● **Aim of the exercise**
Only the lines from the start up to and including the line containing "text-[20px] leading-[24px] font-bold" should be repeated, word for word.

● **Records shown**
##############################

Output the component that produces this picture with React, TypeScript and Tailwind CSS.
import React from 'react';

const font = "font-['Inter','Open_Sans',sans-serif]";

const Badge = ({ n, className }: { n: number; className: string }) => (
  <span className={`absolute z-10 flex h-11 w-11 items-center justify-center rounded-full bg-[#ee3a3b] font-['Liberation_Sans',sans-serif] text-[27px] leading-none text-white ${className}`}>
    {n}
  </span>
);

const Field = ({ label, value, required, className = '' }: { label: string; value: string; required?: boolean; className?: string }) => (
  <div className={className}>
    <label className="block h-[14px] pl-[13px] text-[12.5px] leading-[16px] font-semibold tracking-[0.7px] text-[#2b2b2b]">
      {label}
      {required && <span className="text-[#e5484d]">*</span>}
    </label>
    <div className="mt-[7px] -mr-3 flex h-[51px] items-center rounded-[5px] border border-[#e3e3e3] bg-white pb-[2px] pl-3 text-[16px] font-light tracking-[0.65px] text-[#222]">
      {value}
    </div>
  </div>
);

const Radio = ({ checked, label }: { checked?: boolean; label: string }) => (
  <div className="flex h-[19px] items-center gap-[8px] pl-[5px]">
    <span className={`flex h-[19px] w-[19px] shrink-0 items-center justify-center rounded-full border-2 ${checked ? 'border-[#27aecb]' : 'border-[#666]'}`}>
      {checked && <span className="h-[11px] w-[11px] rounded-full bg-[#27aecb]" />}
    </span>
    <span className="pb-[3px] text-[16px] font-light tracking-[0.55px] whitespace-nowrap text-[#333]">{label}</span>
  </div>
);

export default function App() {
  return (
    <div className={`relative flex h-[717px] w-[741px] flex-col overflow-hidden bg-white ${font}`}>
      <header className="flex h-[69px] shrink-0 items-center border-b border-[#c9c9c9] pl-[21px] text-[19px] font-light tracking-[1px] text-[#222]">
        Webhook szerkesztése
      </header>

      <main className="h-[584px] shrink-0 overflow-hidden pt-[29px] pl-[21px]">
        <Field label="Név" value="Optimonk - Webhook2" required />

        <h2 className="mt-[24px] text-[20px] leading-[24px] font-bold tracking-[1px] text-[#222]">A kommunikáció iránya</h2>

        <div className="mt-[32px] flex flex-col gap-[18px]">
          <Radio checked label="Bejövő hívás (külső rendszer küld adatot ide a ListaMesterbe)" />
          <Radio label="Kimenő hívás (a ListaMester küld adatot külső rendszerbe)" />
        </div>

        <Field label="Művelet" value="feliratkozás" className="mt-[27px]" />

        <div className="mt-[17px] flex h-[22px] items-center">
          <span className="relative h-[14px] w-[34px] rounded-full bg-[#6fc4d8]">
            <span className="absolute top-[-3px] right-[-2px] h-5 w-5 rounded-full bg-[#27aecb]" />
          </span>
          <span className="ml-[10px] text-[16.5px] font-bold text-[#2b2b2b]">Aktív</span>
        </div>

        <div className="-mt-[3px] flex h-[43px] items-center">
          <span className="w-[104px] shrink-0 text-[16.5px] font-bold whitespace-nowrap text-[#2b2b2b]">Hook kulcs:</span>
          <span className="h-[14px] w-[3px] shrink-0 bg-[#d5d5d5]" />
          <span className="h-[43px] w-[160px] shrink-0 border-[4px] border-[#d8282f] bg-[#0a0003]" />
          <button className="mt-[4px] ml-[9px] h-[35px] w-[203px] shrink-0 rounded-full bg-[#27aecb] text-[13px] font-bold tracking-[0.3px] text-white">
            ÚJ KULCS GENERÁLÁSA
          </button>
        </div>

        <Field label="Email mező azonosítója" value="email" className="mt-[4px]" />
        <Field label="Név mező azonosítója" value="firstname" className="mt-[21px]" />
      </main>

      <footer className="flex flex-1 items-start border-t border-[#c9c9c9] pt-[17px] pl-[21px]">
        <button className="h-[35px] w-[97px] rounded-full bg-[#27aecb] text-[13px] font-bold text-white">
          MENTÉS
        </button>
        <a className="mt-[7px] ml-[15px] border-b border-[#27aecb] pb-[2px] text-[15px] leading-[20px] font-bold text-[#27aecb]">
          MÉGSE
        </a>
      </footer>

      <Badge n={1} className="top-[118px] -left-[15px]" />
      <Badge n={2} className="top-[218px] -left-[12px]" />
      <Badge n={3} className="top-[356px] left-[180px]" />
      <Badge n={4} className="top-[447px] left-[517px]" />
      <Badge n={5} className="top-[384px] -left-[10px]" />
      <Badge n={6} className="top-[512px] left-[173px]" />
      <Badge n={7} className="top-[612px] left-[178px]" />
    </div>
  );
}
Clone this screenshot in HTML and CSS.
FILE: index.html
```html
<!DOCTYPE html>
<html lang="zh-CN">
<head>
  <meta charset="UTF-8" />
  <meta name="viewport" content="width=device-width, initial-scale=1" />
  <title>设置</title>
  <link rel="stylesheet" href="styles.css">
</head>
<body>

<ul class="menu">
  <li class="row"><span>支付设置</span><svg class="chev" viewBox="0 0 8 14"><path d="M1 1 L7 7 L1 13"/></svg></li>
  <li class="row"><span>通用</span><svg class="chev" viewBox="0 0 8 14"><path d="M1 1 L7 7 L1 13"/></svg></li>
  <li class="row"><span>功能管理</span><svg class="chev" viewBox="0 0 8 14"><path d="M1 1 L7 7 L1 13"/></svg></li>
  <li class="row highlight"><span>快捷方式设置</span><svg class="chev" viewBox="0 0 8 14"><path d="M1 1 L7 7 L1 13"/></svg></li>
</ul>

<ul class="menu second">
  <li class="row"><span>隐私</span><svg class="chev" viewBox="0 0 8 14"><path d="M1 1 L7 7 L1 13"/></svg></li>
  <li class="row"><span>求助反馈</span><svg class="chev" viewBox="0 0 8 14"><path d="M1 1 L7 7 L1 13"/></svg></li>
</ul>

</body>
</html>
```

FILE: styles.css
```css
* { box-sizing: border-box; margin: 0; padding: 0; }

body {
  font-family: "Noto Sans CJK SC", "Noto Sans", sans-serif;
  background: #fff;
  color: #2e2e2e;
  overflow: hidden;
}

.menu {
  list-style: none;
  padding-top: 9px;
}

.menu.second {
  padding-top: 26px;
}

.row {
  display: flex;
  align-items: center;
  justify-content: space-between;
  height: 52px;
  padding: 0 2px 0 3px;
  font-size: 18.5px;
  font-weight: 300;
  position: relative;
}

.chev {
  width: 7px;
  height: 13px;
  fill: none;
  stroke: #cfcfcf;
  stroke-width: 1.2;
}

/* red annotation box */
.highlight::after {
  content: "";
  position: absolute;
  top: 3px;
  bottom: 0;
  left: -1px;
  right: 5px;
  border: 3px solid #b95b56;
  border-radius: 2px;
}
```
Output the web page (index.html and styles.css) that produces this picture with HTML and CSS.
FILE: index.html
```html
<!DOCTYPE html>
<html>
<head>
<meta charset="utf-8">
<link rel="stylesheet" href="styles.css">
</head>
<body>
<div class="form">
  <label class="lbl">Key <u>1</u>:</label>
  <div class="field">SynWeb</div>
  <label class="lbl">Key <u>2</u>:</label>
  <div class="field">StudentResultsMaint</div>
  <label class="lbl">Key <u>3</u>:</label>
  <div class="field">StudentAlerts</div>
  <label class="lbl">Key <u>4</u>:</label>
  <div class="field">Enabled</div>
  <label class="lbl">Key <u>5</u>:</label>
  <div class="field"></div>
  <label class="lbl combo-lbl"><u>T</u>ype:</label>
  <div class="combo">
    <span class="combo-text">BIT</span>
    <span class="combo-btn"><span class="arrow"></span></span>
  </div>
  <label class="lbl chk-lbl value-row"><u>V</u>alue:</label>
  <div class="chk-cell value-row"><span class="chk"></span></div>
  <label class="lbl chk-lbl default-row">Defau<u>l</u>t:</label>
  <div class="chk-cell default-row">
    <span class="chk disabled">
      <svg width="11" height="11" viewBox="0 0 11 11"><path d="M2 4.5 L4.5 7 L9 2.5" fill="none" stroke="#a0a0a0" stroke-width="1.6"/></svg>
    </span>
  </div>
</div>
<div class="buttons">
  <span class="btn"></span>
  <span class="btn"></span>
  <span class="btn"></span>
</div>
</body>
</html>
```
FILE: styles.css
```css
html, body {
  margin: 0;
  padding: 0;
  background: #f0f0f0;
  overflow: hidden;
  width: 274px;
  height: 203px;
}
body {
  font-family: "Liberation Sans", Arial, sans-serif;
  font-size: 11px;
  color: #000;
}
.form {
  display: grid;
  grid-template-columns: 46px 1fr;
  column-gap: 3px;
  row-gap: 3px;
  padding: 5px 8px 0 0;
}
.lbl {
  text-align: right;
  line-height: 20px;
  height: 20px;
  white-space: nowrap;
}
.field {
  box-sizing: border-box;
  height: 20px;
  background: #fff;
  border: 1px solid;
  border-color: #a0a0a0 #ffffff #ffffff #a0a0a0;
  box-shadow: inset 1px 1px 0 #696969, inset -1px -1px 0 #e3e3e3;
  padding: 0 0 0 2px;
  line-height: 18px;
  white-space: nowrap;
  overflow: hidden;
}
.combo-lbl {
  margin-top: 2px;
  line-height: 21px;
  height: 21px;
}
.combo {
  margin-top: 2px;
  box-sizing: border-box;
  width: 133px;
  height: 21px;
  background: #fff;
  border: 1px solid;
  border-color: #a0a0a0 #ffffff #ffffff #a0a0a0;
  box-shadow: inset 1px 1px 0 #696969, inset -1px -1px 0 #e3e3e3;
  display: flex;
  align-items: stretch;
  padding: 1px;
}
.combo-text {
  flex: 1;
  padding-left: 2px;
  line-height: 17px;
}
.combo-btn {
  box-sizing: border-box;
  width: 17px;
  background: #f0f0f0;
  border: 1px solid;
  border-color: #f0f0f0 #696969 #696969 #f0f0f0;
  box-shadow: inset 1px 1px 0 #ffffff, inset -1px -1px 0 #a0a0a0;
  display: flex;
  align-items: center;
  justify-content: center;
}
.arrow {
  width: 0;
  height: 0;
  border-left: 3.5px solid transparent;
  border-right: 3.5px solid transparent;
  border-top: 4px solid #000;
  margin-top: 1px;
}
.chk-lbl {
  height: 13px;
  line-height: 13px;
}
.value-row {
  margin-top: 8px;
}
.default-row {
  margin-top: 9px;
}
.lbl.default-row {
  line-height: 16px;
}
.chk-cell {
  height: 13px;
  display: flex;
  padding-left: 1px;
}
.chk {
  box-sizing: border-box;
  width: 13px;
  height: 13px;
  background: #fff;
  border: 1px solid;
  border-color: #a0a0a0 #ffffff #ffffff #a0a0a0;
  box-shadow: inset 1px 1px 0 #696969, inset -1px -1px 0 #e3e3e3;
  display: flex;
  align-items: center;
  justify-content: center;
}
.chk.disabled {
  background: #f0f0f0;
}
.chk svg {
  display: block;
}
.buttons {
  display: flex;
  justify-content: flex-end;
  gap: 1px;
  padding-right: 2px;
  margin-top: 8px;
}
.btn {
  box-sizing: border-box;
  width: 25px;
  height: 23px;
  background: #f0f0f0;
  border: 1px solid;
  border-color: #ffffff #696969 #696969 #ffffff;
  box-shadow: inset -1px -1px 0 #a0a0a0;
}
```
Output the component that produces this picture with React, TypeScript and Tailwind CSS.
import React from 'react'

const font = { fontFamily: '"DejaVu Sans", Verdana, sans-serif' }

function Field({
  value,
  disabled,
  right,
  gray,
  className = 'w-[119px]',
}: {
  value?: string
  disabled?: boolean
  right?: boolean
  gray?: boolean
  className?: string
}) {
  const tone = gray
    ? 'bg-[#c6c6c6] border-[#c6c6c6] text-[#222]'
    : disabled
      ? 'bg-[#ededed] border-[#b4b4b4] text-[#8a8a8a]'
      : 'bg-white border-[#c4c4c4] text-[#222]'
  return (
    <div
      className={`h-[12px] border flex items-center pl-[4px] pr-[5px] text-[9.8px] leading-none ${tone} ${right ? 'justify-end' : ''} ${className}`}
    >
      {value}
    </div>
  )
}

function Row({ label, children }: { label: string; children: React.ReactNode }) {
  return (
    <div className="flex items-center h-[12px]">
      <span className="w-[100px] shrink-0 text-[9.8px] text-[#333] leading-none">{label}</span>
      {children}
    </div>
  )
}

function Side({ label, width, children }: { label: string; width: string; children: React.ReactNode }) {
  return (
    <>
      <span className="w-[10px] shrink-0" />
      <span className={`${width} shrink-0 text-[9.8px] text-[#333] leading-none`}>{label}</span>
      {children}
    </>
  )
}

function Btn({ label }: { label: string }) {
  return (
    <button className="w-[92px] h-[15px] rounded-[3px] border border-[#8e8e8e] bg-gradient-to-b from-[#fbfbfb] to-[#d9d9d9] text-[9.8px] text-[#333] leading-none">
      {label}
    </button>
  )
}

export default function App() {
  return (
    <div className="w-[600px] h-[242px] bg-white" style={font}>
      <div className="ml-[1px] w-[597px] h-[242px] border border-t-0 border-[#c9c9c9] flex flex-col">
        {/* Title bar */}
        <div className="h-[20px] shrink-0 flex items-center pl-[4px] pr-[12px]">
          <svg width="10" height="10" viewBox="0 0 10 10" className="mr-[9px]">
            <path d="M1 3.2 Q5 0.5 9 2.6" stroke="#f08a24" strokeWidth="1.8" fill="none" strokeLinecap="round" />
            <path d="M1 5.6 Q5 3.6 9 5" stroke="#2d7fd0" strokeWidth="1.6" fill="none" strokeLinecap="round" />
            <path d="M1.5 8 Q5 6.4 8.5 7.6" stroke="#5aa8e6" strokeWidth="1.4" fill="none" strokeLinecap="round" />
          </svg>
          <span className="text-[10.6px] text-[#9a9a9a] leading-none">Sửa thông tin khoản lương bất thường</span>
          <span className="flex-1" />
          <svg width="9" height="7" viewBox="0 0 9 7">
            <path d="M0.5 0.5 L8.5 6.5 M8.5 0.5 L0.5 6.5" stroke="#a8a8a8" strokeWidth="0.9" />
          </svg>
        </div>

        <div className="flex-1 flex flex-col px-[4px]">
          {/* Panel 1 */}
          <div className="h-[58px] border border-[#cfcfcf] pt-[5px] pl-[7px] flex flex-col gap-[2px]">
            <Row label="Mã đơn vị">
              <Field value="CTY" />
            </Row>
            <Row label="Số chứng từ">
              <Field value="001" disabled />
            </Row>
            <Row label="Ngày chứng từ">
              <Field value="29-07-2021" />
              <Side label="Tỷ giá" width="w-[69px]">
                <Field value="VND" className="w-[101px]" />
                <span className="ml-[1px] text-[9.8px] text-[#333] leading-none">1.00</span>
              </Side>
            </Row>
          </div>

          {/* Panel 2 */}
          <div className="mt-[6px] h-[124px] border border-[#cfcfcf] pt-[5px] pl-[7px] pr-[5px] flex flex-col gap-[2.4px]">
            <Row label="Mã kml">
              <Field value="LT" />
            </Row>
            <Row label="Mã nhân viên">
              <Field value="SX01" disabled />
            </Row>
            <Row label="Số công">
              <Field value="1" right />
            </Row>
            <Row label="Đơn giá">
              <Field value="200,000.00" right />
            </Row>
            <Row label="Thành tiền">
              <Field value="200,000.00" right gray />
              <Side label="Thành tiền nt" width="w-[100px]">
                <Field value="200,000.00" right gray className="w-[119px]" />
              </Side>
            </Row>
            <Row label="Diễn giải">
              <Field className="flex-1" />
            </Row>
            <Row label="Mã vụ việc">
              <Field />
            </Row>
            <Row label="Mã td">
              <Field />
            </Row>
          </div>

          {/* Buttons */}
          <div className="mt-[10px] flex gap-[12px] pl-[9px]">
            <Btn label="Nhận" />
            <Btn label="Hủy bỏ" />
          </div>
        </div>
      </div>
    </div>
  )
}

##############################

● **Solution to this task**
Output the component that produces this picture with React, TypeScript and Tailwind CSS.
import React from 'react';

const font = "font-['Inter','Open_Sans',sans-serif]";

const Badge = ({ n, className }: { n: number; className: string }) => (
  <span className={`absolute z-10 flex h-11 w-11 items-center justify-center rounded-full bg-[#ee3a3b] font-['Liberation_Sans',sans-serif] text-[27px] leading-none text-white ${className}`}>
    {n}
  </span>
);

const Field = ({ label, value, required, className = '' }: { label: string; value: string; required?: boolean; className?: string }) => (
  <div className={className}>
    <label className="block h-[14px] pl-[13px] text-[12.5px] leading-[16px] font-semibold tracking-[0.7px] text-[#2b2b2b]">
      {label}
      {required && <span className="text-[#e5484d]">*</span>}
    </label>
    <div className="mt-[7px] -mr-3 flex h-[51px] items-center rounded-[5px] border border-[#e3e3e3] bg-white pb-[2px] pl-3 text-[16px] font-light tracking-[0.65px] text-[#222]">
      {value}
    </div>
  </div>
);

const Radio = ({ checked, label }: { checked?: boolean; label: string }) => (
  <div className="flex h-[19px] items-center gap-[8px] pl-[5px]">
    <span className={`flex h-[19px] w-[19px] shrink-0 items-center justify-center rounded-full border-2 ${checked ? 'border-[#27aecb]' : 'border-[#666]'}`}>
      {checked && <span className="h-[11px] w-[11px] rounded-full bg-[#27aecb]" />}
    </span>
    <span className="pb-[3px] text-[16px] font-light tracking-[0.55px] whitespace-nowrap text-[#333]">{label}</span>
  </div>
);

export default function App() {
  return (
    <div className={`relative flex h-[717px] w-[741px] flex-col overflow-hidden bg-white ${font}`}>
      <header className="flex h-[69px] shrink-0 items-center border-b border-[#c9c9c9] pl-[21px] text-[19px] font-light tracking-[1px] text-[#222]">
        Webhook szerkesztése
      </header>

      <main className="h-[584px] shrink-0 overflow-hidden pt-[29px] pl-[21px]">
        <Field label="Név" value="Optimonk - Webhook2" required />

        <h2 className="mt-[24px] text-[20px] leading-[24px] font-bold tracking-[1px] text-[#222]">A kommunikáció iránya</h2>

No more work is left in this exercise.